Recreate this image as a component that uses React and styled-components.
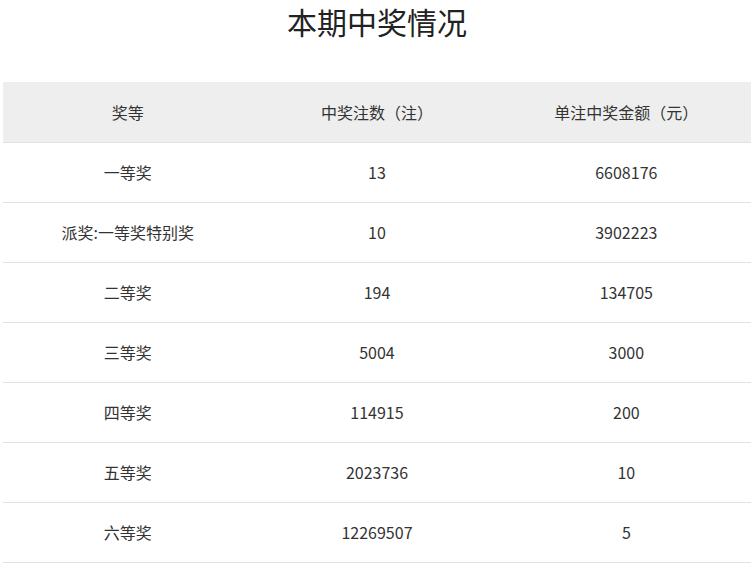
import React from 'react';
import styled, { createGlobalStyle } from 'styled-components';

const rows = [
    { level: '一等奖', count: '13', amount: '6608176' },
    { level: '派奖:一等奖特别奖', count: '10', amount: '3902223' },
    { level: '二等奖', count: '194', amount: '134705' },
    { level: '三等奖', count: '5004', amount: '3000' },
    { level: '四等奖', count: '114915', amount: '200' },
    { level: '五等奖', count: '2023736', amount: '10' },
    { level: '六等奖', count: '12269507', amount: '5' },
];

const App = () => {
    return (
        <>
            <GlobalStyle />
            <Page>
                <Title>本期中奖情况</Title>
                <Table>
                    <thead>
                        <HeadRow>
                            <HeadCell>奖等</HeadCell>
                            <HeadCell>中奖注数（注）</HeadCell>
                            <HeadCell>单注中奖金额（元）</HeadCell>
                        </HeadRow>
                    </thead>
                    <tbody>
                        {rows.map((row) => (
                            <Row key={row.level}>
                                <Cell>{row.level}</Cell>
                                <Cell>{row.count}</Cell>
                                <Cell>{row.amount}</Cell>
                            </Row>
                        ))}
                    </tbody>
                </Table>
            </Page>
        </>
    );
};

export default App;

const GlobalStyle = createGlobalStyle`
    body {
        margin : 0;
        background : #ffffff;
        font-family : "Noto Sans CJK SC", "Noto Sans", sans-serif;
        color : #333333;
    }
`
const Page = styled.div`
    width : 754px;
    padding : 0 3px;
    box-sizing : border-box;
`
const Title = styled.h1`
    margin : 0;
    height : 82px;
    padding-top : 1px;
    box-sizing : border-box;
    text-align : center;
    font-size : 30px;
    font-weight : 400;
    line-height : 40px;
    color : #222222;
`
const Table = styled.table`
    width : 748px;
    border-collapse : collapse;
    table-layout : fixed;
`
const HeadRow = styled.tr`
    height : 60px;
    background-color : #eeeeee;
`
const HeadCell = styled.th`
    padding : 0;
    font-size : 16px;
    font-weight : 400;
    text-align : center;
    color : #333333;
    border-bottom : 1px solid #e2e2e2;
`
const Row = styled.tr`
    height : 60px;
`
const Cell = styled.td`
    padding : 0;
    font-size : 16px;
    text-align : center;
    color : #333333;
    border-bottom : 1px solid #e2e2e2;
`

^^^^

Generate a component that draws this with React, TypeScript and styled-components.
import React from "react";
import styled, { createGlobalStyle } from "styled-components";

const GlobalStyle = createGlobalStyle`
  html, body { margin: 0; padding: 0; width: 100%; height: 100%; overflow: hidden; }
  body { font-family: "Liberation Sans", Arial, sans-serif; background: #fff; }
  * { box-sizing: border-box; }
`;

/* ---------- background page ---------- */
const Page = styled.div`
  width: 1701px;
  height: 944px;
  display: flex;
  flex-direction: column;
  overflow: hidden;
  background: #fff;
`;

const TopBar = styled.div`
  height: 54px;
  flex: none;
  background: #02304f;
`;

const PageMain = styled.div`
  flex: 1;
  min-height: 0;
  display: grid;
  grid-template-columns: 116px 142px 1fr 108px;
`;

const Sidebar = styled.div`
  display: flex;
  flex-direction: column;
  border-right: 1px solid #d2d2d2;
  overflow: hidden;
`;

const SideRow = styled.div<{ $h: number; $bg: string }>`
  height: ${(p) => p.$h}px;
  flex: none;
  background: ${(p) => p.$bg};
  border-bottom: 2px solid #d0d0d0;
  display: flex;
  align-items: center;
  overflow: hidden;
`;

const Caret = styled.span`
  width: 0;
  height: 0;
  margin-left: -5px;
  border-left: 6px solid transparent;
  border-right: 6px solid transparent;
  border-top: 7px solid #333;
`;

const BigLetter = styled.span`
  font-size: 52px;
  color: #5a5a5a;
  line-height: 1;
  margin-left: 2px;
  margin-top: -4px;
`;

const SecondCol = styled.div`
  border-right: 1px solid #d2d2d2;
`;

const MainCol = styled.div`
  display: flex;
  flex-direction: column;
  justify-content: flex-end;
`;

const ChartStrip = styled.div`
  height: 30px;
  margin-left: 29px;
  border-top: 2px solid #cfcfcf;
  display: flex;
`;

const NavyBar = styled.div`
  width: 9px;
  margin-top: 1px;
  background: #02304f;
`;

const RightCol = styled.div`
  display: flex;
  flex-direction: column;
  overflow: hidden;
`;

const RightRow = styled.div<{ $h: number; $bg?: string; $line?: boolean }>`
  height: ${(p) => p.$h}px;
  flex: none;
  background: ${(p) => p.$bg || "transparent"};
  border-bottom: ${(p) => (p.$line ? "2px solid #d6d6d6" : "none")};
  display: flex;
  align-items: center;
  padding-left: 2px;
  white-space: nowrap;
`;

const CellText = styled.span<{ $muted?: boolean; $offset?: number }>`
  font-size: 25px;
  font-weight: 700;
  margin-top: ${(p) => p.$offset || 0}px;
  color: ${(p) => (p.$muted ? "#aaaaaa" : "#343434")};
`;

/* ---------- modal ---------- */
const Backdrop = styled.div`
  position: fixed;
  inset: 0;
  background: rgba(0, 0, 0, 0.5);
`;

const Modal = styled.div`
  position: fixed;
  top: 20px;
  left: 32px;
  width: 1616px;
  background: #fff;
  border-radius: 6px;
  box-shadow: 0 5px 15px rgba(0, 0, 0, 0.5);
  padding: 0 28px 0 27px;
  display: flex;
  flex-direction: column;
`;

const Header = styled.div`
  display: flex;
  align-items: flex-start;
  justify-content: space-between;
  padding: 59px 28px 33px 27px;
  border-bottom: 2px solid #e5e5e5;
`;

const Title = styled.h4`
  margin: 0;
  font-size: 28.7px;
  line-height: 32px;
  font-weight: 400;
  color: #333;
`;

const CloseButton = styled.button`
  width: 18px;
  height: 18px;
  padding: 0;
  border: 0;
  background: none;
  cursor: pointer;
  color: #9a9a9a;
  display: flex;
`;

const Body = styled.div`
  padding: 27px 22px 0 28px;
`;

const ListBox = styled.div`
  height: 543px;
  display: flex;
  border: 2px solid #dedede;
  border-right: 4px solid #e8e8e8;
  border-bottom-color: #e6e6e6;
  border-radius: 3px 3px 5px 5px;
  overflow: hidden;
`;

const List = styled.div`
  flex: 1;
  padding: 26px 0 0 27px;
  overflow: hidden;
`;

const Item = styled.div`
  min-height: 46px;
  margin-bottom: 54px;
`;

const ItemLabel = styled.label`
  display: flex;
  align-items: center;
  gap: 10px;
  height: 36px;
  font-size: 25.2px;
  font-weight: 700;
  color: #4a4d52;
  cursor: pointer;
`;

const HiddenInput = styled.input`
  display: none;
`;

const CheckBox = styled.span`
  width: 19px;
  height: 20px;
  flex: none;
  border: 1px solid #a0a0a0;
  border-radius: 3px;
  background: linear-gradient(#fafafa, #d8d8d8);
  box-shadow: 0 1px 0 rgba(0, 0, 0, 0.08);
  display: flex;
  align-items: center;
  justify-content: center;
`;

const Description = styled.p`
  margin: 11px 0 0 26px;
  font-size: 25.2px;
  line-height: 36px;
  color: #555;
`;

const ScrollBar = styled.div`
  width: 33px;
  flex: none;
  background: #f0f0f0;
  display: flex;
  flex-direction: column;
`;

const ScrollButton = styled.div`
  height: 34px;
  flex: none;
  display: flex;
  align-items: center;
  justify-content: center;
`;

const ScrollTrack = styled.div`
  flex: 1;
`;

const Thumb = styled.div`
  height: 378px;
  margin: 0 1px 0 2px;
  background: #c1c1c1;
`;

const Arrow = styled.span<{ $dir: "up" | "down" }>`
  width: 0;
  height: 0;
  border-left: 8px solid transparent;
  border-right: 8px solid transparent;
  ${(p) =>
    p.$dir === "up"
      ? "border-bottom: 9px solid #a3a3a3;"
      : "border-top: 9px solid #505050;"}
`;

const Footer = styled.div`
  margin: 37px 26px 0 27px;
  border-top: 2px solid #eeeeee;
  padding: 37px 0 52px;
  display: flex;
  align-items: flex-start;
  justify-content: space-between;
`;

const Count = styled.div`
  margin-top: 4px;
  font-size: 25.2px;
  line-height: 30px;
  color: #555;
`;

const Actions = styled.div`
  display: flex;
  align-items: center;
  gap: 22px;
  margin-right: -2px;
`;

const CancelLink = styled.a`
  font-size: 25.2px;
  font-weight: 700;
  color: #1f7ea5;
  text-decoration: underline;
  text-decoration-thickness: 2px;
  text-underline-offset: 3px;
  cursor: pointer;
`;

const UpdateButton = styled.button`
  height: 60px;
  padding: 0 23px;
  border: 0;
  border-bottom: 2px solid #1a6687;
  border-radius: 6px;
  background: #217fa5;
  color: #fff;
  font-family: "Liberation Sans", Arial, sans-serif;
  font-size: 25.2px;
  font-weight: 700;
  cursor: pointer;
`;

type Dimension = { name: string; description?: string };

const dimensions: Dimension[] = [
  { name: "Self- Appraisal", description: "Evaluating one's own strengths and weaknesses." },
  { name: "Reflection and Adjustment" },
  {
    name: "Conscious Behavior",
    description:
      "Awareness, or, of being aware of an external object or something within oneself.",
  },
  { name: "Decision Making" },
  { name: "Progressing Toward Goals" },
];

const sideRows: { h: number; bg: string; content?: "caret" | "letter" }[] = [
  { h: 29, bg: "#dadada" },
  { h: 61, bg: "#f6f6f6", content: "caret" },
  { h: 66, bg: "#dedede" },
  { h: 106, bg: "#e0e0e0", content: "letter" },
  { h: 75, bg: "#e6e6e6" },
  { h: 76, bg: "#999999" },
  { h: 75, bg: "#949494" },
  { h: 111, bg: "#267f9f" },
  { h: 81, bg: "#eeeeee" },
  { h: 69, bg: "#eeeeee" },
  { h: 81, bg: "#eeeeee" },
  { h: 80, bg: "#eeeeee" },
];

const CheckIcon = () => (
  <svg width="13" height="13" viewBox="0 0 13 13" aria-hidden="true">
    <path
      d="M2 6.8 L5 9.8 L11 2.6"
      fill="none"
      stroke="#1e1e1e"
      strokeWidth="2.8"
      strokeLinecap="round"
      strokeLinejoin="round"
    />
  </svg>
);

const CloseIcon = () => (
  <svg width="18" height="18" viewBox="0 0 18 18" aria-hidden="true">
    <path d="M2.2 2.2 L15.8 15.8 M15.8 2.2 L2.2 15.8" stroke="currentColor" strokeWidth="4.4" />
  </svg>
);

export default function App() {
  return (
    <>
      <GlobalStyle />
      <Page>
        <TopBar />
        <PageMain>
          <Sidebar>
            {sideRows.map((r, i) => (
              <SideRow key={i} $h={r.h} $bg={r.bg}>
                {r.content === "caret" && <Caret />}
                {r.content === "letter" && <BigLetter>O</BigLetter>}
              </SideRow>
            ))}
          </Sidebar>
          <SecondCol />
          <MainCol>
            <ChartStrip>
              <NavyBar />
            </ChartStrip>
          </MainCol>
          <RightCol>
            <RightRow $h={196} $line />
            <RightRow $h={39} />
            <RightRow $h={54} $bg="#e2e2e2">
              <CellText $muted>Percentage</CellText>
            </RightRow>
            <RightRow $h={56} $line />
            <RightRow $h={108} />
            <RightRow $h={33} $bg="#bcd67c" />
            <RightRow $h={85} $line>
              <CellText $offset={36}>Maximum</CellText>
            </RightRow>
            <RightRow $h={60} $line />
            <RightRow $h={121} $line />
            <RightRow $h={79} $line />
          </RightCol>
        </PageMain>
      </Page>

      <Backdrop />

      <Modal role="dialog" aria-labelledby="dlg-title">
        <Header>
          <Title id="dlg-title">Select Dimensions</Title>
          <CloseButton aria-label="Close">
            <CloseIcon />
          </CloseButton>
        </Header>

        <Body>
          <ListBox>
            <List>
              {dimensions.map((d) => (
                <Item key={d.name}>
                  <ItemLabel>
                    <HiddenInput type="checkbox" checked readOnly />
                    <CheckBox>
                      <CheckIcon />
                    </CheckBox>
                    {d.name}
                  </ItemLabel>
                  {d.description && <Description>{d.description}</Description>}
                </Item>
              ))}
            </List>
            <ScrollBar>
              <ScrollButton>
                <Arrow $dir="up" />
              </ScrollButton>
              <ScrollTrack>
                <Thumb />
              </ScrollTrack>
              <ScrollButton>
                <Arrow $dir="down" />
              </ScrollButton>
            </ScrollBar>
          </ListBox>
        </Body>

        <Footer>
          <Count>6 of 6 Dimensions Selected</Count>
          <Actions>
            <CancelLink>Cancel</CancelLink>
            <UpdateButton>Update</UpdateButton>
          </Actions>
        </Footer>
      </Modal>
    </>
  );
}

^^^^

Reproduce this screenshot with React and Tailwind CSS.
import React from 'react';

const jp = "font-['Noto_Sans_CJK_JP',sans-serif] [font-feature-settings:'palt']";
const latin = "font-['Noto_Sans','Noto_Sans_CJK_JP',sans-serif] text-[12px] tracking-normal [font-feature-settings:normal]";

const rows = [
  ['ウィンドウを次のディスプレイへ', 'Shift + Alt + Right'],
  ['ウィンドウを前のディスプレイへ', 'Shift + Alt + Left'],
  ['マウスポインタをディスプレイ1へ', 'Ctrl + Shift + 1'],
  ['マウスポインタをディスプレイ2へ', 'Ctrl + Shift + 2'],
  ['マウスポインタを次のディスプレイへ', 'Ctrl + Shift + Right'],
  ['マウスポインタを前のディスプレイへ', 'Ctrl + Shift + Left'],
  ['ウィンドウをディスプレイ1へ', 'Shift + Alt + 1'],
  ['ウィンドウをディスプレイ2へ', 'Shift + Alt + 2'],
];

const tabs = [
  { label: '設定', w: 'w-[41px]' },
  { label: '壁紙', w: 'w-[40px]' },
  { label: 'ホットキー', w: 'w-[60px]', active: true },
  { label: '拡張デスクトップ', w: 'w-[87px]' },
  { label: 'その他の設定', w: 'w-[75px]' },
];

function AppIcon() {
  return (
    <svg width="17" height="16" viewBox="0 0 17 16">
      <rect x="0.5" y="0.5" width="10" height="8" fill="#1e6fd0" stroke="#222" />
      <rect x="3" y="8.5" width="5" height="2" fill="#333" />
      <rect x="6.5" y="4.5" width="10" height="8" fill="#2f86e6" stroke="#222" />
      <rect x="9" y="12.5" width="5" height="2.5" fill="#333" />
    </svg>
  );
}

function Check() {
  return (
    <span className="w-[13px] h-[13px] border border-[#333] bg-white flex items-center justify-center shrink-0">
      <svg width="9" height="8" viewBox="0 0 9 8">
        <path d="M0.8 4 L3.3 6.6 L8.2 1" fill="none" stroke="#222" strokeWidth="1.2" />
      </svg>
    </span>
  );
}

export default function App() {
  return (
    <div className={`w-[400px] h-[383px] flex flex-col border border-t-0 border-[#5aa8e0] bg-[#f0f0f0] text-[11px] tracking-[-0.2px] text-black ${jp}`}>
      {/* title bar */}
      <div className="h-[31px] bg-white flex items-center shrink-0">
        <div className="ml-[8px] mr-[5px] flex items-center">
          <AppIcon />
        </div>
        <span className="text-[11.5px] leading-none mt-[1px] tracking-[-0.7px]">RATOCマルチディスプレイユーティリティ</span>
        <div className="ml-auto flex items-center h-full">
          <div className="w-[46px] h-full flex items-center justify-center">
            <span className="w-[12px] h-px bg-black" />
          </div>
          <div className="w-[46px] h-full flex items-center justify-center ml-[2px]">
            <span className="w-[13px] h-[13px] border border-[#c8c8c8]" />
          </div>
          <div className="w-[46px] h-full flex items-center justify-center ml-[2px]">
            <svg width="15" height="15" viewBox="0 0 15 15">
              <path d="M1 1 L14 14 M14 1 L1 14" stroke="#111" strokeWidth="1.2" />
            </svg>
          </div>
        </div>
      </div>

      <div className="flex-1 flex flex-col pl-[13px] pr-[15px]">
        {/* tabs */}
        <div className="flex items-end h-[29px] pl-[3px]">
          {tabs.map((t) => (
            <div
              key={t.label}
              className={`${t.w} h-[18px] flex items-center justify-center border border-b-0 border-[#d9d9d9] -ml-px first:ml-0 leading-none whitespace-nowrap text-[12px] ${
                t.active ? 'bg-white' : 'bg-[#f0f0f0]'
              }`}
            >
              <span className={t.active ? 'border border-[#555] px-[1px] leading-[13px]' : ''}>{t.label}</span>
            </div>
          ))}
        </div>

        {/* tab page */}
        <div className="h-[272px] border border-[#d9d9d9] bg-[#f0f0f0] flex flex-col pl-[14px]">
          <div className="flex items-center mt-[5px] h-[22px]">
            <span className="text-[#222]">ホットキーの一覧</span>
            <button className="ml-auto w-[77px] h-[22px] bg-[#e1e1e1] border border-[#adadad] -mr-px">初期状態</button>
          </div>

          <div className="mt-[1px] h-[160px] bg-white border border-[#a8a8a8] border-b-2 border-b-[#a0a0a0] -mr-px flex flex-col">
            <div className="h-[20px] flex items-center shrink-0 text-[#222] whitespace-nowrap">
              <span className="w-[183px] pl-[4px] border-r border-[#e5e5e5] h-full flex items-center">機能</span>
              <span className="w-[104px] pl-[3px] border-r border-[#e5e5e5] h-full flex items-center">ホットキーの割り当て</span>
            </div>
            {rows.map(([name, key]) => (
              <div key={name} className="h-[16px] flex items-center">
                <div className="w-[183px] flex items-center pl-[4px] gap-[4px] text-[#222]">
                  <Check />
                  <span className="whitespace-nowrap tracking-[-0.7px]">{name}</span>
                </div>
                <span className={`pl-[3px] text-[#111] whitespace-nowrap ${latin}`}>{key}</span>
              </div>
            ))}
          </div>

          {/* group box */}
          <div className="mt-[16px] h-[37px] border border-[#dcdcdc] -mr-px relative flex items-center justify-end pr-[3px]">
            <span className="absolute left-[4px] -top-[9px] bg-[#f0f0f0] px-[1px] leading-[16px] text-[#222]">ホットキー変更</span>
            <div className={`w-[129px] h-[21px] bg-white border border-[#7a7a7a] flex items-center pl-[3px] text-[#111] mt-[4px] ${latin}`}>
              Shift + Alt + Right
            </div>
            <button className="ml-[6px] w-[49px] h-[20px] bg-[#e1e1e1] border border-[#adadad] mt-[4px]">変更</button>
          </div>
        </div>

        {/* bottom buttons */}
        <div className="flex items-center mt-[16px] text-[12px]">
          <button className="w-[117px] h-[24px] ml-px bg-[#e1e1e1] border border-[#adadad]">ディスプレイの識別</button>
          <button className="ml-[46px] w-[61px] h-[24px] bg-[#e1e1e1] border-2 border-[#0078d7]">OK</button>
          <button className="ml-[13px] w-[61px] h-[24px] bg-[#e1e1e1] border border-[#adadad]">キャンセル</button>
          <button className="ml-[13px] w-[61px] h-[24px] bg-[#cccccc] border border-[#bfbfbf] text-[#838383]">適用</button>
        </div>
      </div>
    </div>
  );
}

^^^^

■ **WORK REQUIRED**: Do not include pictures. Give again exactly the lines starting at the one with "Recreate this image" and ending at the one with "export default App;", both included.

■ **RESPONSE TO THE EXERCISE**:
Recreate this image as a component that uses React and styled-components.
import React from 'react';
import styled, { createGlobalStyle } from 'styled-components';

const rows = [
    { level: '一等奖', count: '13', amount: '6608176' },
    { level: '派奖:一等奖特别奖', count: '10', amount: '3902223' },
    { level: '二等奖', count: '194', amount: '134705' },
    { level: '三等奖', count: '5004', amount: '3000' },
    { level: '四等奖', count: '114915', amount: '200' },
    { level: '五等奖', count: '2023736', amount: '10' },
    { level: '六等奖', count: '12269507', amount: '5' },
];

const App = () => {
    return (
        <>
            <GlobalStyle />
            <Page>
                <Title>本期中奖情况</Title>
                <Table>
                    <thead>
                        <HeadRow>
                            <HeadCell>奖等</HeadCell>
                            <HeadCell>中奖注数（注）</HeadCell>
                            <HeadCell>单注中奖金额（元）</HeadCell>
                        </HeadRow>
                    </thead>
                    <tbody>
                        {rows.map((row) => (
                            <Row key={row.level}>
                                <Cell>{row.level}</Cell>
                                <Cell>{row.count}</Cell>
                                <Cell>{row.amount}</Cell>
                            </Row>
                        ))}
                    </tbody>
                </Table>
            </Page>
        </>
    );
};

export default App;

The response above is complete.